Formaliser un projet de CSE pour la prochaine mandature
Sur la base de ce diagnostic, il devient pertinent d’élaborer un véritable projet de CSE. Penser le CSE comme une composante à part entière de l’entreprise, dotée de missions, de ressources et d’objectifs propres, permet d’envisager un fonctionnement plus structuré et plus lisible. Ce projet ne vise pas à normer les orientations syndicales, mais à organiser concrètement le travail des élus : la répartition des rôles, les modalités de préparation et de suivi des réunions, les articulations entre commissions, les circuits d’information, ou encore la planification des grands temps de dialogue social. Dans cette logique, la montée en compétences symétrique – élus et encadrants – devient essentielle pour garantir des échanges de qualité, fondés sur des bases partagées. Le projet de CSE devient alors un outil d’efficacité collective, une référence commune pour les futurs élus et un support utile au dialogue avec la direction sur les moyens et les priorités.

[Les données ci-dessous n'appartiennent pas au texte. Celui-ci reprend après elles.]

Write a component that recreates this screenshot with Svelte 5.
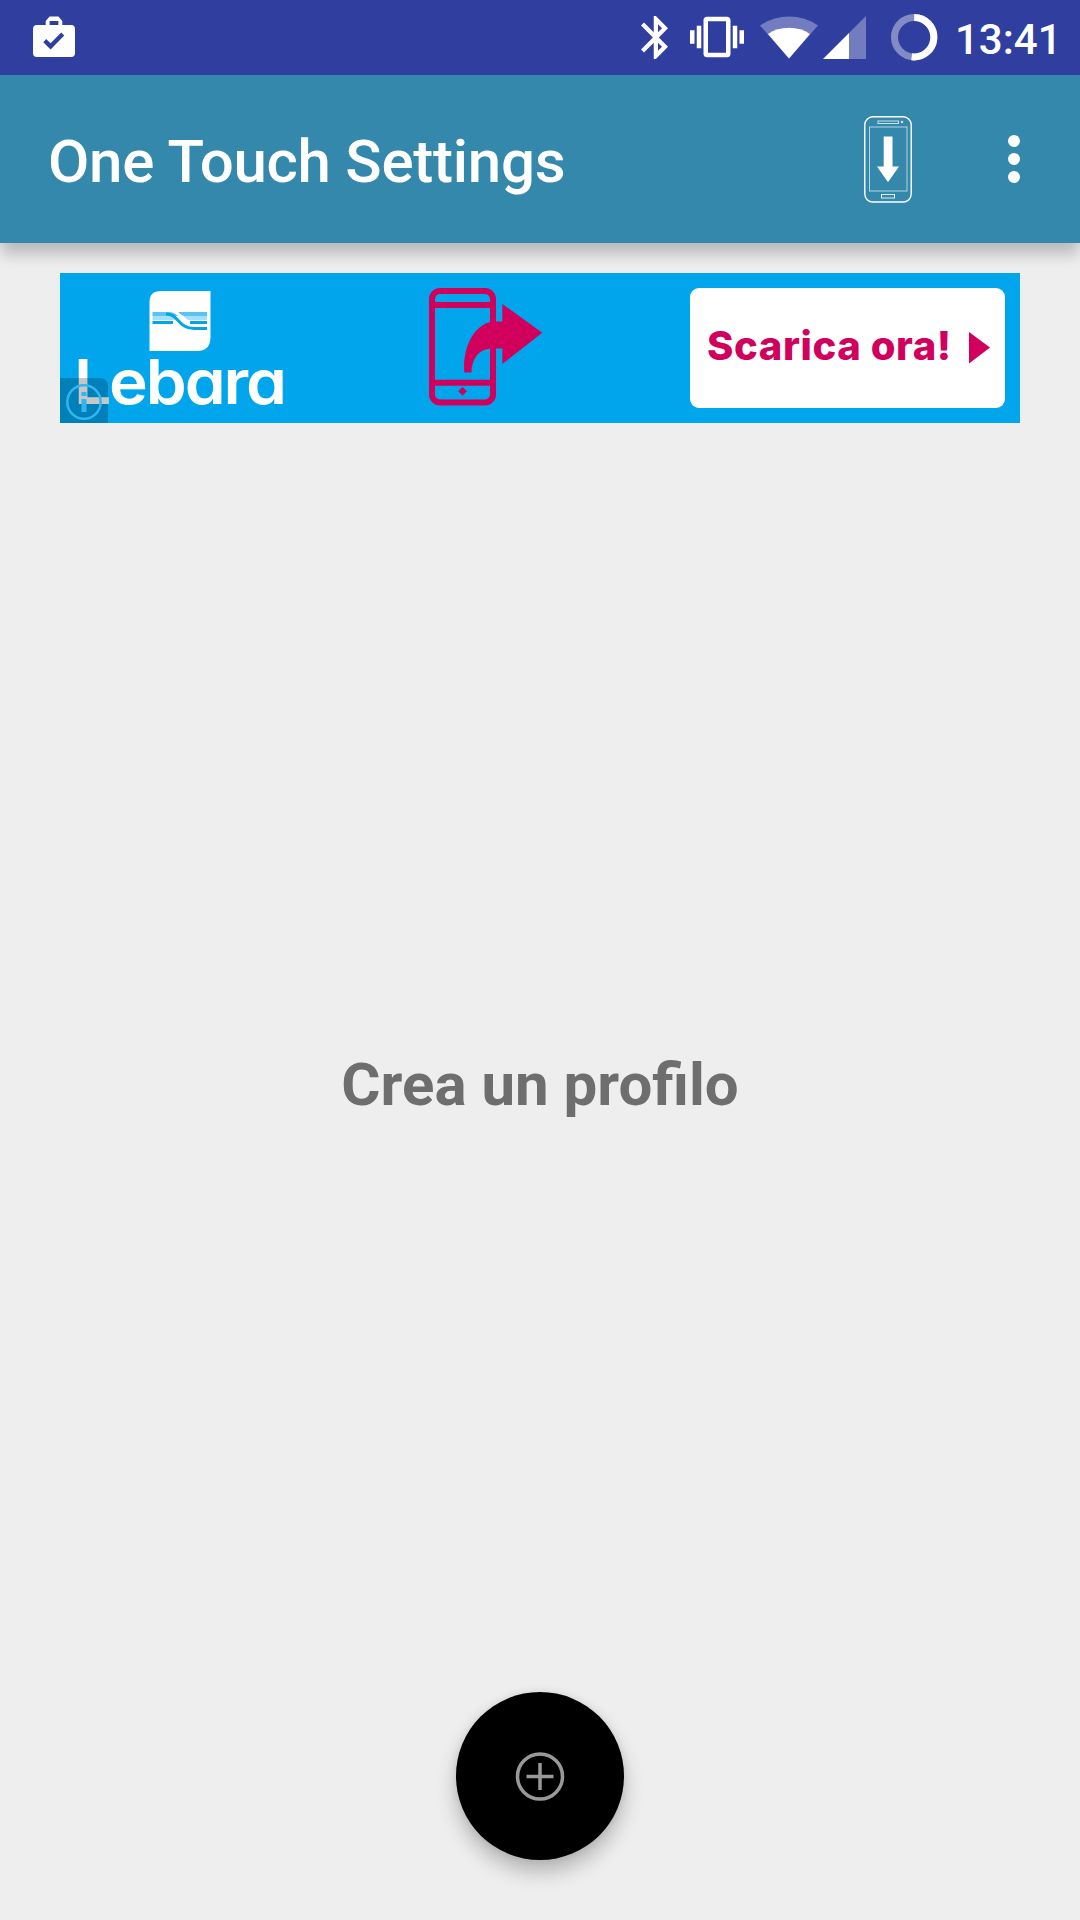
<script>
  let clock = '13:41'
  let title = 'One Touch Settings'
  let emptyText = 'Crea un profilo'
  let ad = { brand: 'Lebara', cta: 'Scarica ora!' }
</script>

<div class="screen">
  <div class="status">
    <svg class="bag" width="42" height="41" viewBox="0 0 43 41" preserveAspectRatio="none">
      <path fill="#fff" fill-rule="evenodd" d="M4 9H13V5L17 .5H26L30 5V9H39a4 4 0 0 1 4 4V37a4 4 0 0 1-4 4H4a4 4 0 0 1-4-4V13a4 4 0 0 1 4-4ZM17 5V9H26V5ZM10.500 26.200 18 33.500 32 19.500 28.900 16.500 18 27.200 13.500 23Z" />
    </svg>
    <span class="grow"></span>
    <svg class="bt" width="27" height="43" viewBox="5 2 12.710 20" preserveAspectRatio="none">
      <path fill="#fff" d="M17.710 7.710L12 2h-1v7.590L6.410 5 5 6.410 10.590 12 5 17.590 6.410 19 11 14.410V22h1l5.710-5.710-4.300-4.290 4.300-4.290zM13 5.830l1.880 1.880L13 9.590V5.830zm1.880 10.460L13 18.170v-3.760l1.880 1.880z" />
    </svg>
    <svg class="vib" width="54" height="42" viewBox="0 2.700 24 18.600">
      <path fill="#fff" d="M0 15h2V9H0v6zm3 2h2V7H3v10zm19-8v6h2V9h-2zm-3 8h2V7h-2v10zM16.500 3h-9C6.670 3 6 3.670 6 4.500v15c0 .83.67 1.500 1.500 1.500h9c.83 0 1.500-.67 1.500-1.500v-15c0-.83-.67-1.500-1.500-1.500zM16 19H8V5h8v14z" />
    </svg>
    <svg class="wifi" width="58" height="43" viewBox="0 0 58 43">
      <path fill="#fff" fill-opacity=".32" d="M29 42.500 0 9.500Q13 .5 29 .5T58 9.500Z" />
      <path fill="#fff" d="M29 42.500 8 18Q17 11.700 29 11.700T50 18Z" />
    </svg>
    <svg class="cell" width="43" height="43" viewBox="0 0 43 43">
      <path fill="#fff" fill-opacity=".32" d="M26 17 43 0V43H26Z" />
      <path fill="#fff" d="M0 43 26 17V43Z" />
    </svg>
    <svg class="battery" width="47" height="47" viewBox="0 0 47 47">
      <circle cx="23.200" cy="23.200" r="19.700" fill="none" stroke="#fff" stroke-opacity=".4" stroke-width="7" />
      <path fill="none" stroke="#fff" stroke-width="7" d="M23.200 3.500A19.700 19.700 0 1 1 20.700 42.750" />
    </svg>
    <span class="clock">{clock}</span>
  </div>

  <header class="bar">
    <h1>{title}</h1>
    <svg class="phone" width="48" height="87" viewBox="0 0 48 87">
      <g fill="none" stroke="#fff">
        <rect x=".8" y=".8" width="46.400" height="85.200" rx="8" stroke-width="1.400" />
        <rect x="5.500" y="11" width="37.500" height="64" stroke-opacity=".65" />
        <rect x="14" y="5" width="20.500" height="2.500" stroke-opacity=".75" />
        <rect x="17.500" y="78.500" width="13" height="3.500" stroke-opacity=".85" />
      </g>
      <circle cx="38" cy="6" r="1.300" fill="#fff" fill-opacity=".75" />
      <path fill="#fff" d="M19.700 20.500H28.500V50.500H35L24 66.300 13 50.500H19.700Z" />
    </svg>
    <svg class="more" width="12" height="48" viewBox="0 0 12 48">
      <g fill="#fff">
        <circle cx="6" cy="6" r="6" />
        <circle cx="6" cy="24" r="6" />
        <circle cx="6" cy="42" r="6" />
      </g>
    </svg>
  </header>

  <main>
    <section class="ad">
      <svg class="brand" width="230" height="150" viewBox="0 0 230 150">
        <path fill="#fff" d="M101 18H150.500V64Q150.500 78 137 78H89.500V29Q89.500 18 101 18Z" />
        <path fill="#00a5ec" fill-opacity=".65" d="M92.500 39H109Q114 39 118 43H92.500ZM118 39H147V43H124Q121 42 118 39Z" />
        <path fill="#00a5ec" fill-opacity=".35" d="M92.500 43H116L118 47H92.500ZM123 43H147V47H128Z" />
        <path fill="none" stroke="#00a5ec" stroke-width="3" d="M92.500 49.500H113M106 41C119 41 118 55.500 134 55.500H147M130 49.500H147" />
        <text x="14" y="131" textLength="211" lengthAdjust="spacingAndGlyphs">{ad.brand}</text>
      </svg>
      <svg class="share" width="114" height="118" viewBox="0 0 114 118">
        <g fill="none" stroke="#d1005d" stroke-width="6">
          <rect x="3" y="3" width="61" height="111.500" rx="8" />
          <path d="M3 17H64M3 94.800H64" />
        </g>
        <path fill="#d1005d" d="M73.300 16 113.300 44.700 73.300 76V60.500H64C50 60.500 43 70 42.500 84.500H35.300C33 58 47 33.500 66 33.500H73.300ZM33.500 99 38 103.300 33.500 107.600 29.200 103.300Z" />
      </svg>
      <button class="cta">
        <span>{ad.cta}</span>
        <svg width="22" height="32" viewBox="0 0 22 32"><path fill="#d1005d" d="M1 0 22 15.500 1 31.500Z" /></svg>
      </button>
      <span class="info">
        <svg width="36" height="36" viewBox="0 0 36 36">
          <g fill="none" stroke="#33b5f0" stroke-width="2.500">
            <circle cx="18" cy="18" r="16.700" />
            <path stroke-width="5" d="M18 15V28M18 8V12" />
          </g>
        </svg>
      </span>
    </section>

    <p class="empty">{emptyText}</p>

    <button class="fab" aria-label="+">
      <svg width="50" height="50" viewBox="0 0 50 50">
        <g fill="none" stroke="#999" stroke-width="3.500">
          <circle cx="25" cy="25.500" r="22.500" />
          <path d="M25 12V39M11.500 25.500H38.500" />
        </g>
      </svg>
    </button>
  </main>
</div>

<style>
  :global(body) { background: #eee; }

  .screen {
    width: 1080px;
    height: 1920px;
    display: flex;
    flex-direction: column;
    overflow: hidden;
    background: #eee;
    font-family: Roboto, sans-serif;
  }
  svg { display: block; flex: none; }
  button { border: 0; padding: 0; font-family: inherit; }

  .status {
    height: 75px;
    flex: none;
    box-sizing: border-box;
    display: flex;
    align-items: flex-start;
    padding: 16px 24px 0 33px;
    background: #303f9f;
    color: #fff;
  }
  .grow { flex: 1; }
  .vib { margin-left: 22px; }
  .wifi { margin-left: 16px; }
  .cell { margin-left: 5px; }
  .battery { margin: -2px 0 0 25px; }
  .clock {
    width: 101px;
    margin-left: 17px;
    font-size: 42px;
    font-weight: 500;
    line-height: 48px;
    white-space: nowrap;
  }

  .bar {
    height: 168px;
    flex: none;
    box-sizing: border-box;
    display: flex;
    align-items: center;
    padding: 0 60px 0 48px;
    background: #3388ab;
    color: #fff;
    box-shadow: 0 12px 14px -1px rgba(0, 0, 0, 0.22);
  }
  h1 {
    flex: 1;
    margin: 5px 0 0;
    font-size: 60px;
    font-weight: 500;
    line-height: 70px;
    letter-spacing: -0.25px;
  }
  .more { margin-left: 96px; }

  main {
    flex: 1;
    display: flex;
    flex-direction: column;
    align-items: center;
    padding: 30px 60px 60px;
  }

  .ad {
    position: relative;
    width: 960px;
    height: 150px;
    display: flex;
    align-items: center;
    background: #00a5ec;
  }
  .brand text {
    font-family: Inter, sans-serif;
    font-feature-settings: 'cv11';
    font-size: 62px;
    font-weight: 600;
    fill: #fff;
    letter-spacing: -2px;
  }
  .share { margin: -2px 0 0 139px; }
  .cta {
    width: 315px;
    height: 120px;
    box-sizing: border-box;
    margin-left: auto;
    margin-right: 15px;
    padding: 0 15px 0 17px;
    display: flex;
    align-items: center;
    justify-content: space-between;
    border-radius: 9px;
    background: #fff;
    color: #d1005d;
    font-family: Inter, sans-serif;
    font-size: 40px;
    font-weight: 800;
    letter-spacing: 0.6px;
    white-space: nowrap;
  }
  .cta span { margin-top: -5px; }
  .info {
    position: absolute;
    left: 0;
    bottom: 0;
    width: 48px;
    height: 45px;
    display: flex;
    align-items: center;
    justify-content: center;
    padding-top: 3px;
    box-sizing: border-box;
    border-top-right-radius: 8px;
    background: rgba(0, 0, 0, 0.22);
  }

  .empty {
    margin: 627px 0 0;
    color: #6e6e6e;
    font-size: 60px;
    font-weight: 700;
    line-height: 70px;
  }

  .fab {
    width: 168px;
    height: 168px;
    margin-top: auto;
    display: flex;
    align-items: center;
    justify-content: center;
    border-radius: 50%;
    background: #000;
    box-shadow: 0 12px 20px rgba(0, 0, 0, 0.24), 0 0 8px rgba(0, 0, 0, 0.08);
  }
</style>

Anticiper la fin de mandat : prévention des risques et attractivité
L’approche du renouvellement du CSE amène également à se pencher sur la situation des élus qui ne se représenteront pas. Pour certains, le mandat aura été une parenthèse dans leur parcours ; pour d’autres, une véritable expérience professionnelle, riche en compétences transférables. La question du retour au poste ou de la transition vers d’autres fonctions est cruciale. Depuis 2018, la valorisation des compétences acquises pendant un mandat est inscrite dans la loi, mais elle reste souvent théorique. La fonction RH a ici un rôle clé à jouer : anticiper la fin de mandat, identifier et reconnaître les compétences développées, prévoir des formations de réadaptation ou de repositionnement, accompagner les trajectoires professionnelles pendant et après le mandat. C’est un travail de fond, à la fois préventif et stratégique, qui contribue à modifier les représentations du mandat d’élu, trop souvent perçu comme un frein de carrière. Valoriser ces parcours, c’est rendre le mandat plus attractif et redonner du souffle à l’engagement syndical.
À retenir
- Le renouvellement du CSE est un moment de gestion : il s’agit d’objectiver, d’ajuster et de projeter, pas seulement d’organiser un scrutin.
- Un bilan du travail réel du CSE éclaire les vrais leviers d’efficacité et de qualité du dialogue social.
· Un projet de CSE lisible sécurise l’exercice du mandat et facilite l’engagement de nouveaux élus.